Cansado de andar para arriba y para abajo, el indigente decidió sentarse en las escaleras de la iglesia.
Era de noche, había sido un domingo movido, había visto de lejos a la gente llegar en sus autos, o a pie, congregándose pacíficamente. Pero ya no era ése su mundo.
La esquina donde mendigaba, era testigo de feroces y encarnizadas luchas por su ocupación. Los limpiaparabrisas habían vencido durante unos meses, pero los tragafuegos estaban mejor organizados. U organizadas. Se decía que era una mujer la que los guiaba en esta conquista de la noche.

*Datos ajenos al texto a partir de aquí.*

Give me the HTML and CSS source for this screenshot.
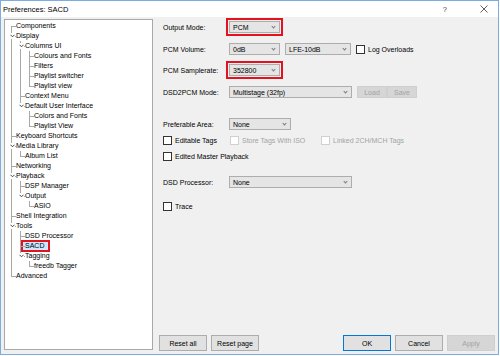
FILE: index.html
```html
<!DOCTYPE html>
<html lang="en">
<head>
  <meta charset="UTF-8" />
  <title>Preferences: SACD</title>
  <link rel="stylesheet" href="styles.css">
</head>
<body>
  <div class="window">
    <div class="titlebar">
      <span class="title">Preferences: SACD</span>
      <span class="help">?</span>
      <svg class="close" width="8" height="8" viewBox="0 0 8 8"><path d="M0.5 0.5 L7.5 7.5 M7.5 0.5 L0.5 7.5" stroke="#333" stroke-width="0.8" fill="none"/></svg>
    </div>

    <div class="body">
      <!-- page tree -->
      <div class="tree">
        <ul>
          <li><div class="row">Components</div></li>
          <li><div class="row"><span class="tog"><svg width="5" height="4"><path d="M0.5 0.8 L2.5 2.8 L4.5 0.8" stroke="#444" fill="none"/></svg></span>Display</div>
            <ul>
              <li><div class="row"><span class="tog"><svg width="5" height="4"><path d="M0.5 0.8 L2.5 2.8 L4.5 0.8" stroke="#444" fill="none"/></svg></span>Columns UI</div>
                <ul>
                  <li><div class="row">Colours and Fonts</div></li>
                  <li><div class="row">Filters</div></li>
                  <li><div class="row">Playlist switcher</div></li>
                  <li><div class="row">Playlist view</div></li>
                </ul>
              </li>
              <li><div class="row">Context Menu</div></li>
              <li><div class="row"><span class="tog"><svg width="5" height="4"><path d="M0.5 0.8 L2.5 2.8 L4.5 0.8" stroke="#444" fill="none"/></svg></span>Default User Interface</div>
                <ul>
                  <li><div class="row">Colors and Fonts</div></li>
                  <li><div class="row">Playlist View</div></li>
                </ul>
              </li>
            </ul>
          </li>
          <li><div class="row">Keyboard Shortcuts</div></li>
          <li><div class="row"><span class="tog"><svg width="5" height="4"><path d="M0.5 0.8 L2.5 2.8 L4.5 0.8" stroke="#444" fill="none"/></svg></span>Media Library</div>
            <ul>
              <li><div class="row">Album List</div></li>
            </ul>
          </li>
          <li><div class="row">Networking</div></li>
          <li><div class="row"><span class="tog"><svg width="5" height="4"><path d="M0.5 0.8 L2.5 2.8 L4.5 0.8" stroke="#444" fill="none"/></svg></span>Playback</div>
            <ul>
              <li><div class="row">DSP Manager</div></li>
              <li><div class="row"><span class="tog"><svg width="5" height="4"><path d="M0.5 0.8 L2.5 2.8 L4.5 0.8" stroke="#444" fill="none"/></svg></span>Output</div>
                <ul>
                  <li><div class="row">ASIO</div></li>
                </ul>
              </li>
            </ul>
          </li>
          <li><div class="row">Shell Integration</div></li>
          <li><div class="row"><span class="tog"><svg width="5" height="4"><path d="M0.5 0.8 L2.5 2.8 L4.5 0.8" stroke="#444" fill="none"/></svg></span>Tools</div>
            <ul>
              <li><div class="row">DSD Processor</div></li>
              <li><div class="row"><span class="sel">SACD</span></div></li>
              <li><div class="row"><span class="tog"><svg width="5" height="4"><path d="M0.5 0.8 L2.5 2.8 L4.5 0.8" stroke="#444" fill="none"/></svg></span>Tagging</div>
                <ul>
                  <li><div class="row">freedb Tagger</div></li>
                </ul>
              </li>
            </ul>
          </li>
          <li><div class="row">Advanced</div></li>
        </ul>
      </div>

      <!-- SACD page -->
      <div class="pane">
        <div class="form">
          <div class="line r1">
            <span class="lbl">Output Mode:</span>
            <span class="mark"><span class="combo w51">PCM<i class="chev"></i></span></span>
          </div>
          <div class="line r2">
            <span class="lbl">PCM Volume:</span>
            <span class="combo w51">0dB<i class="chev"></i></span>
            <span class="combo w66 ml5">LFE-10dB<i class="chev"></i></span>
            <span class="check ml5"><i class="box"></i>Log Overloads</span>
          </div>
          <div class="line r3">
            <span class="lbl">PCM Samplerate:</span>
            <span class="mark"><span class="combo w51">352800<i class="chev"></i></span></span>
          </div>
          <div class="line r4">
            <span class="lbl">DSD2PCM Mode:</span>
            <span class="combo w123">Multistage (32fp)<i class="chev"></i></span>
            <span class="btn off small ml5">Load</span>
            <span class="btn off small">Save</span>
          </div>
          <div class="line r5">
            <span class="lbl">Preferable Area:</span>
            <span class="combo w62">None<i class="chev"></i></span>
          </div>
          <div class="line r6">
            <span class="check c1"><i class="box"></i>Editable Tags</span>
            <span class="check c2 off"><i class="box"></i>Store Tags With ISO</span>
            <span class="check off"><i class="box"></i>Linked 2CH/MCH Tags</span>
          </div>
          <div class="line r7">
            <span class="check"><i class="box"></i>Edited Master Playback</span>
          </div>
          <div class="line r8">
            <span class="lbl">DSD Processor:</span>
            <span class="combo w123">None<i class="chev"></i></span>
          </div>
          <div class="line r9">
            <span class="check"><i class="box"></i>Trace</span>
          </div>
        </div>

        <div class="actions">
          <span class="btn">Reset all</span>
          <span class="btn">Reset page</span>
          <span class="spacer"></span>
          <span class="btn default">OK</span>
          <span class="btn">Cancel</span>
          <span class="btn off">Apply</span>
        </div>
      </div>
    </div>
  </div>
</body>
</html>
```

FILE: styles.css
```css
* {
  box-sizing: border-box;
}
body {
  margin: 0;
  background: #fff;
  font-family: "Liberation Sans", Arial, sans-serif;
  font-size: 7px;
  color: #000;
}
.window {
  width: 499px;
  height: 355px;
  border: 1px solid #7aaee3;
  display: flex;
  flex-direction: column;
  background: #f0f0f0;
}

/* title bar */
.titlebar {
  height: 16px;
  background: #fff;
  display: flex;
  align-items: center;
  padding-left: 2px;
}
.title {
  font-size: 7.5px;
  color: #000;
  flex: 1;
}
.help {
  font-size: 7.5px;
  color: #444;
  margin-right: 33px;
}
.close {
  margin-right: 10px;
}

.body {
  flex: 1;
  display: flex;
}

/* tree */
.tree {
  width: 149px;
  height: 331px;
  margin: 2px 0 0 3px;
  background: #fff;
  border: 1px solid #a8a8a8;
  padding-top: 1px;
  overflow: hidden;
}
.tree ul {
  list-style: none;
  margin: 0;
  padding: 0 0 0 4px;
}
.tree > ul {
  padding-left: 6px;
}
.tree li {
  position: relative;
  padding-left: 5px;
}
.tree li::before {
  content: "";
  position: absolute;
  left: 0;
  top: 0;
  width: 4px;
  height: 5px;
  border-left: 1px solid #a8a8a8;
  border-bottom: 1px solid #a8a8a8;
}
.tree li:not(:last-child)::after {
  content: "";
  position: absolute;
  left: 0;
  top: 5px;
  bottom: 0;
  border-left: 1px solid #a8a8a8;
}
.tree > ul > li:first-child::before {
  top: 5px;
  height: 0;
}
.row {
  height: 10px;
  line-height: 10px;
  white-space: nowrap;
}
.tog {
  position: absolute;
  left: -2px;
  top: 2px;
  width: 6px;
  height: 6px;
  background: #fff;
  z-index: 1;
  display: flex;
  align-items: center;
  justify-content: center;
}
.tog svg {
  display: block;
}
.sel {
  display: inline-block;
  vertical-align: top;
  margin: -1px 0 0 -4px;
  line-height: 8px;
  padding: 0 4px 0 2px;
  border: 2px solid #e2131f;
  background: #cce8ff;
}

/* right page */
.pane {
  flex: 1;
  display: flex;
  flex-direction: column;
  padding: 0 3px 3px 6px;
}
.form {
  flex: 1;
  padding-left: 4px;
}
.line {
  height: 12px;
  display: flex;
  align-items: center;
}
.r1 { margin-top: 4px; }
.r2 { margin-top: 10px; }
.r3 { margin-top: 9px; }
.r4 { margin-top: 10px; }
.r5 { margin-top: 20px; }
.r6 { margin-top: 4px; }
.r7 { margin-top: 4px; }
.r8 { margin-top: 14px; }
.r9 { margin-top: 12px; }

.lbl {
  width: 66px;
  flex-shrink: 0;
  white-space: nowrap;
}
.mark {
  display: inline-flex;
  margin: -3px;
  padding: 1px;
  border: 2px solid #e2131f;
}
.combo {
  height: 12px;
  display: inline-flex;
  align-items: center;
  justify-content: space-between;
  border: 1px solid #adadad;
  background: #e5e5e5;
  padding: 0 4px 0 3px;
  white-space: nowrap;
}
.w51 { width: 51px; }
.w62 { width: 62px; }
.w66 { width: 66px; }
.w123 { width: 123px; }
.ml5 { margin-left: 5px; }
.chev {
  width: 3px;
  height: 3px;
  border-right: 1px solid #777;
  border-bottom: 1px solid #777;
  transform: rotate(45deg);
  margin-top: -2px;
}

.check {
  display: inline-flex;
  align-items: center;
  white-space: nowrap;
}
.box {
  width: 9px;
  height: 9px;
  border: 1px solid #333;
  background: #fff;
  margin-right: 3px;
}
.c1 { width: 67px; }
.c2 { width: 91px; }
.check.off {
  color: #a3a3a3;
}
.check.off .box {
  border-color: #d0d0d0;
}

.btn {
  display: inline-flex;
  align-items: center;
  justify-content: center;
  width: 48px;
  height: 16px;
  border: 1px solid #adadad;
  background: #e1e1e1;
  white-space: nowrap;
}
.btn.small {
  width: 30px;
  height: 12px;
}
.btn.off {
  color: #a3a3a3;
  background: #d6d6d6;
  border-color: #cfcfcf;
}
.btn.default {
  border-color: #0078d7;
}
.actions {
  display: flex;
  gap: 4px;
}
.spacer {
  flex: 1;
}
```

Retomó la realidad, y tranquilamente sentado, divisó un objeto brillante cuando pasó a su lado el autobús. Probablemente no sería gran cosa, pero la curiosidad lo atrajo. Haciendo un esfuerzo, contra la voluntad de sus cansados músculos, decidió acercarse a tientas.
Era una moneda. No reconoció su forma ni su peso, probablemente sería alguna moneda antigua traída a bendecir.
La calle estaba oscura, las luces de los cartelones a dos cuadras podrían darle luz, pero no quería arriesgarse a otro encuentro con los escupefuego. A sus tripas eso no le importaba, rugían con hambre. Si bien estaba acostumbrado a esa horrible sensación, se decía que hoy sería un día diferente.
De repente se acordó. La nueva tienda de la esquina, esa de las cuatro letras que se extendía por todo el país como las ronchas de una enfermedad. Caminó emocionado, tarareando una canción de Agustín Lara que le recordaba a esa mujer que había muerto años atrás.
Para su sorpresa, los Rojos ya estaban ahí. Era una familia de mendigantes recién llegada a la ciudad, nunca se quedaban más de una semana en el mismo lugar, y por lo visto querían aprovechar la novedad de la tienda. Pasó como si nada, sin dedicarles una mirada.
Aprovechó la luz de la tienda para mirar la moneda, aunque sin prestarle la atención que le hubiera gustado. Alcanzó a leer, onedollar, ¡era una moneda gringa! ¿Centavos de dólar, un dólar entero acaso? ¿Eran… 16.82 pesos? Eso recordaba haber visto en el cartel de la casa de cambio. Suficientes para una regia cena en esa misma tienda.
Pero con el rabillo del ojo divisó el súbito movimiento. El hijo adolescente de los Rojos debió haber visto el brillo de la moneda y ahora corría hacia él.
Corrió tan rápido como pudo, pero sus piernas estaban rígidas por el cansancio y el hambre. Cruzó la siguiente esquina y dobló hacia la bocacalle, atravesó la avenida y justo en ese momento el semáforo cambió a verde y el tráfico avanzó.
Los rugidos de los motores no ahogaron la maldición que le gritó el Rojo. Tomó un atajo a través del parque y se sentó en una banca a descansar.
La tienda de conveniencia ahora estaba demasiado lejos, y su hambre se había multiplicado cien veces.
Ah, ¡pero que tonto! Frente a sí, con el letrero en rojo iluminando media calle, estaba otra roncha, es decir, otra tienda de la misma cadena. Hoy era el día. Hoy cenaría como rey.